Imaginons un instant un improbable concert donné à la cour de Louis XIV avec un répertoire mariant des airs de cour raffinés signés Blavet, Daquin, de Visée ou Hotteterre, et des airs traditionnels venant de la lointaine colonie acadienne! C’est fou? Peut-être pas tant que ça! La soprano Suzie LeBlanc est ses compagnons (Vincent Lauzer à la flûte à bec, Sylvain Bergeron à la guitare baroque et à l’archiluth, Ellen Torrie au chant soprano et à la guitare baroque, et Marie Nadeau-Tremblay au violon baroque) osent nous transporter dans ce décor fantasmé, mais pas si loin de la réalité.
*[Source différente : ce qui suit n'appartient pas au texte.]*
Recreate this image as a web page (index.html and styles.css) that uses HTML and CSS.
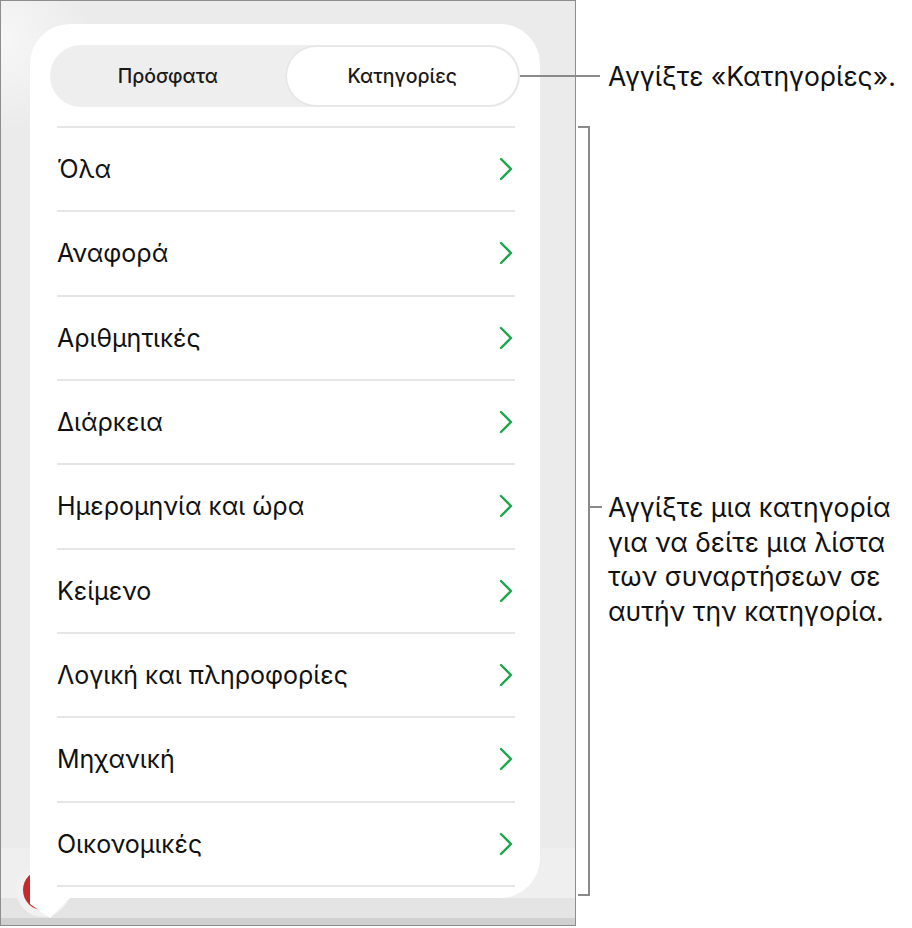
FILE: index.html
```html
<!DOCTYPE html>
<html lang="el">
<head>
    <meta charset="UTF-8">
    <meta name="viewport" content="width=device-width, initial-scale=1.0">
    <title>Κατηγορίες συναρτήσεων</title>
    <link rel="stylesheet" href="styles.css">
</head>
<body>
<div class="figure">
    <div class="device">
        <div class="canvas"></div>
        <div class="toolbar">
            <div class="fab"><span class="fab-dot"></span></div>
        </div>
        <div class="popover">
            <div class="segmented">
                <div class="seg">Πρόσφατα</div>
                <div class="seg active">Κατηγορίες</div>
            </div>
            <ul class="cats">
                <li><span>Όλα</span><svg class="chev" viewBox="0 0 14 24"><path d="M2 2 L12 12 L2 22"/></svg></li>
                <li><span>Αναφορά</span><svg class="chev" viewBox="0 0 14 24"><path d="M2 2 L12 12 L2 22"/></svg></li>
                <li><span>Αριθμητικές</span><svg class="chev" viewBox="0 0 14 24"><path d="M2 2 L12 12 L2 22"/></svg></li>
                <li><span>Διάρκεια</span><svg class="chev" viewBox="0 0 14 24"><path d="M2 2 L12 12 L2 22"/></svg></li>
                <li><span>Ημερομηνία και ώρα</span><svg class="chev" viewBox="0 0 14 24"><path d="M2 2 L12 12 L2 22"/></svg></li>
                <li><span>Κείμενο</span><svg class="chev" viewBox="0 0 14 24"><path d="M2 2 L12 12 L2 22"/></svg></li>
                <li><span>Λογική και πληροφορίες</span><svg class="chev" viewBox="0 0 14 24"><path d="M2 2 L12 12 L2 22"/></svg></li>
                <li><span>Μηχανική</span><svg class="chev" viewBox="0 0 14 24"><path d="M2 2 L12 12 L2 22"/></svg></li>
                <li><span>Οικονομικές</span><svg class="chev" viewBox="0 0 14 24"><path d="M2 2 L12 12 L2 22"/></svg></li>
            </ul>
        </div>
    </div>
    <div class="notes">
        <div class="note-top">
            <span class="leader"></span>
            <p>Αγγίξτε «Κατηγορίες».</p>
        </div>
        <div class="note-list">
            <div class="bracket"></div>
            <div class="note-text">
                <span class="tick"></span>
                <p>Αγγίξτε μια κατηγορία<br>για να δείτε μια λίστα<br>των συναρτήσεων σε<br>αυτήν την κατηγορία.</p>
            </div>
        </div>
    </div>
</div>
</body>
</html>
```

FILE: styles.css
```css
body {
    margin: 0;
    padding: 0;
    background: #fff;
    font-family: Inter, Roboto, "Noto Sans", sans-serif;
    color: #111;
}
.figure {
    display: flex;
    width: 912px;
    height: 928px;
}
.device {
    position: relative;
    width: 574px;
    height: 924px;
    border: 1px solid #8d8d8d;
    background: radial-gradient(circle at 0 40px, #f7f7f7, #ebebeb 90px);
    display: flex;
    flex-direction: column;
    overflow: hidden;
}
.canvas {
    flex: 1;
}
.toolbar {
    height: 77px;
    background: linear-gradient(#efefef 0, #efefef 50px, #e4e4e4 50px, #e4e4e4 70px, #d0d0d0 70px);
}
.fab {
    margin: 15px 0 0 15px;
    width: 54px;
    height: 54px;
    border-radius: 50%;
    background: #f1f1f1;
    display: flex;
    justify-content: center;
    align-items: center;
}
.fab-dot {
    width: 40px;
    height: 40px;
    border-radius: 50%;
    background: #c62a2a;
}
.popover {
    position: absolute;
    left: 29px;
    top: 23px;
    width: 510px;
    height: 874px;
    background: #fff;
    border-radius: 40px 40px 40px 0;
}
.popover::after {
    content: "";
    position: absolute;
    left: 0;
    top: 100%;
    width: 40px;
    height: 20px;
    background: #fff;
    clip-path: polygon(0 0, 0 6px, 20px 20px, 40px 0);
}
.segmented {
    display: flex;
    margin: 21px 20px 0 20px;
    height: 62px;
    padding: 2px;
    box-sizing: border-box;
    border-radius: 31px;
    background: #eeeeee;
}
.seg {
    flex: 1;
    display: flex;
    justify-content: center;
    align-items: center;
    border-radius: 29px;
    font-size: 19.5px;
    font-weight: 500;
    color: #1a1a1a;
}
.seg.active {
    margin-left: 3px;
    background: #fff;
    box-shadow: 0 0 0 1.5px #e6e6e6;
}
.cats {
    list-style: none;
    margin: 19px 25px 0 27px;
    padding: 0;
    border-bottom: 2px solid #e6e6e6;
}
.cats li {
    display: flex;
    justify-content: space-between;
    align-items: center;
    height: 84.33px;
    box-sizing: border-box;
    border-top: 2px solid #e6e6e6;
    padding-right: 2px;
    font-size: 25px;
    color: #111;
}
.chev {
    width: 14px;
    height: 24px;
}
.chev path {
    fill: none;
    stroke: #1aa64b;
    stroke-width: 2.4;
    stroke-linecap: round;
    stroke-linejoin: round;
}
.notes {
    position: relative;
    flex: 1;
    padding-left: 2px;
}
.notes p {
    margin: 0;
    font-size: 26.5px;
    line-height: 34.5px;
    color: #111;
    white-space: nowrap;
}
.note-top {
    display: flex;
    align-items: center;
    height: 36px;
    margin-top: 58px;
    padding-left: 30px;
}
.leader {
    position: absolute;
    left: -56px;
    top: 75px;
    width: 80px;
    height: 2px;
    background: #8a8a8a;
}
.note-list {
    display: flex;
    margin-top: 32px;
}
.bracket {
    width: 10px;
    height: 766px;
    border: 2px solid #8a8a8a;
    border-left: none;
}
.note-text {
    display: flex;
    align-items: flex-start;
    margin-top: 364px;
}
.tick {
    width: 12px;
    height: 2px;
    margin-top: 16px;
    background: #8a8a8a;
}
.note-text p {
    margin-left: 6px;
}
```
Bien sûr, ce concert n’a jamais eu lieu, mais il faut savoir que les airs traditionnels acadiens ont pour la plupart des origines en vieille France. Ça, on le devine. Mais ce qui rend le scénario ci-haut, sans être réel mais du moins raisonnablement justifiable du point de vue artistique, c’est que beaucoup de colons français en Nouvelle-France, particulièrement les plus mondains, cherchaient à recréer chez eux les habitudes et surtout les fastes de Versailles. Du coup, un concert, réimaginé par une petite noblesse seigneuriale et présentant un programme unissant des airs savants et des airs populaires de chez eux adaptés en colonie, est tout à fait envisageable.
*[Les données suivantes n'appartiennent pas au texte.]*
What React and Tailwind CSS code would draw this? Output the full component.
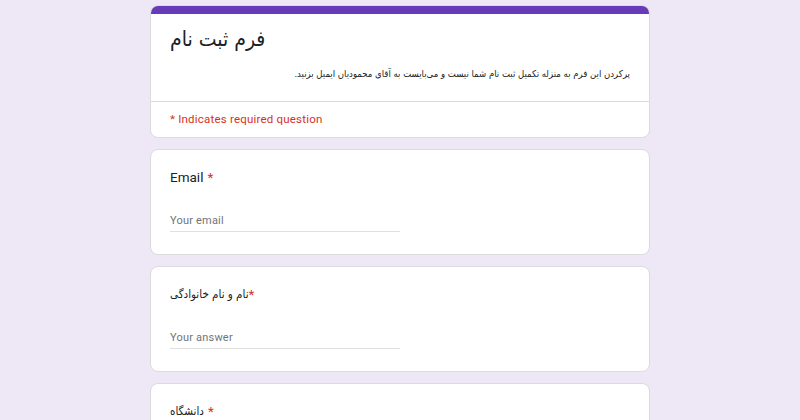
export default function App() {
  const fa = { fontFamily: "'DejaVu Sans Condensed', 'DejaVu Sans', sans-serif" };
  return (
    <div className="min-h-[420px] bg-[#ede7f6] pt-[5px] font-['Roboto',sans-serif] text-[#202124]">
      <div className="mx-auto flex w-[500px] flex-col gap-[11px]">
        {/* header card */}
        <div className="overflow-hidden rounded-lg border border-[#dadce0] bg-white">
          <div className="h-[8px] bg-[#673ab7]" />
          <div className="border-b border-[#dadce0] px-[19px] pb-[19px] pt-[8px]">
            <h1 className="text-[21px] leading-[34px]" style={fa}>
              فرم ثبت نام
            </h1>
            <p dir="rtl" className="mt-[10px] text-right text-[9.5px] leading-[16px]" style={fa}>
              پرکردن این فرم به منزله تکمیل ثبت نام شما نیست و می‌بایست به آقای محمودیان ایمیل بزنید.
            </p>
          </div>
          <div className="px-[19px] pb-[8px] pt-[7px] text-[11.5px] tracking-[0.2px] leading-[20px] text-[#d93025]">
            * Indicates required question
          </div>
        </div>

        <Question label="Email" placeholder="Your email" />
        <Question label="نام و نام خانوادگی" placeholder="Your answer" rtl tight />
        <Question label="دانشگاه" placeholder="Your answer" rtl />
      </div>
    </div>
  );
}

function Question({ label, placeholder, rtl, tight }) {
  const fa = rtl ? { fontFamily: "'DejaVu Sans Condensed', 'DejaVu Sans', sans-serif" } : undefined;
  return (
    <div className="rounded-lg border border-[#dadce0] bg-white px-[19px] pb-[22px] pt-[16px]">
      <div className="flex items-center text-[13.5px] leading-[22px]">
        <span className={rtl ? "text-[11.5px]" : ""} style={fa}>
          {label}
        </span>
        <span className={(tight ? "ml-0" : "ml-[4px]") + " text-[#d93025]"}>*</span>
      </div>
      <div className="mt-[22px] w-[230px] border-b border-[#e0e0e0] pt-[1px] text-[11px] tracking-[0.2px] leading-[20px] text-[#70757a]">
        {placeholder}
      </div>
    </div>
  );
}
Le choix du programme et les enchaînements entre les deux types de chants sont faits avec goût et délicatesse. Les tempéraments ne se heurtent jamais, mais se suivent plutôt avec élégance et pertinence. On a même réuni le fameux Coucou de Daquin avec le traditionnel Matou! Irrésistible! On peut presque imaginer le Roi Soleil applaudir en tapant du pied.
Suzie LeBlanc (qui s’accompagne également au dulcimer!) est en belle forme et les diverses implications des musiciens accompagnateurs sont équilibrées et sensibles.